Their achievements show the club have come a long, long way from when Hastings himself played in his only full season in the continent's top competition back in 1996/97.
Michael Bradley's men have already beaten London Irish and Racing Metro home and away and Cardiff Blues and Toulouse on Scottish soil whereas Edinburgh's first foray into the Heineken Cup saw them suffer successive losses to Bath, Pontypridd, Dax and Benetton Treviso.
"In 1996 it was a step into the European unknown," Hastings told The Scotsman at the launch of the Glasgow leg of the HSBC World Sevens Series.
"Sport moves on but back then it was literally a case of getting on the bus after a couple of training sessions and seeing where it takes us.
"At that time we were representing Edinburgh and also our clubs week in, week out. It was only by having extra sessions that we were able to put in a game plan to go to Bath against the likes of Andy Robinson, Matt Perry, Jeremy Guscott and Jason Robinson.
"We were staring down a barrel, facing a 70 or 80-point hiding. We came back, scored a couple of tries and realised that with a bit more effort we could compete. (Edinburgh lost 55-26 to Bath at The Rec in their first Heineken Cup fixture).
"The team are now only 80 minutes away from a Heineken Cup Final and who would have forseen that at the start of this season?"

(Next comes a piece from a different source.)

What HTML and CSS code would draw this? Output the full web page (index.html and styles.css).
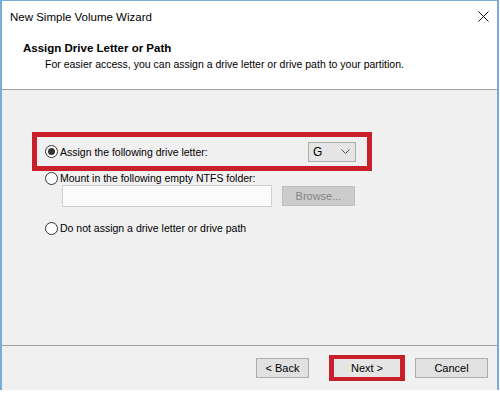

Hastings also believes Edinburgh's Heineken Cup heroics have proved that Scottish fans will turn out in their droves if a successful product is on offer at either of the nation's two professional sides.
The quarter-final win over Toulouse was watched by a crowd of just under 38,000 - a record number for a Scottish professional club game - and the ex-British & Irish Lions centre is convinced this could be the start of something special for both Edinburgh and RaboDirect PRO12 play-off hopefuls Glasgow Warriors.
"Edinburgh's efforts in beating London Irish and Racing Metro home and away in Europe as well as Toulouse shows that pro rugby can engender great support, atmosphere and loyalty," added Hastings.
"It has taken Edinburgh too many years to be able to compete on a regular and consistent basis but, now that they have, the manner and style of dynamic rugby they play has ultimately made for a fantastic support.
"I came back from the Rugby World Cup and said there was a lot of wrongs to be put right by the Scottish players. They have not been able to do it at international level but what I have seen in Glasgow and Edinburgh is a belief to be able to compete in domestic and European competition."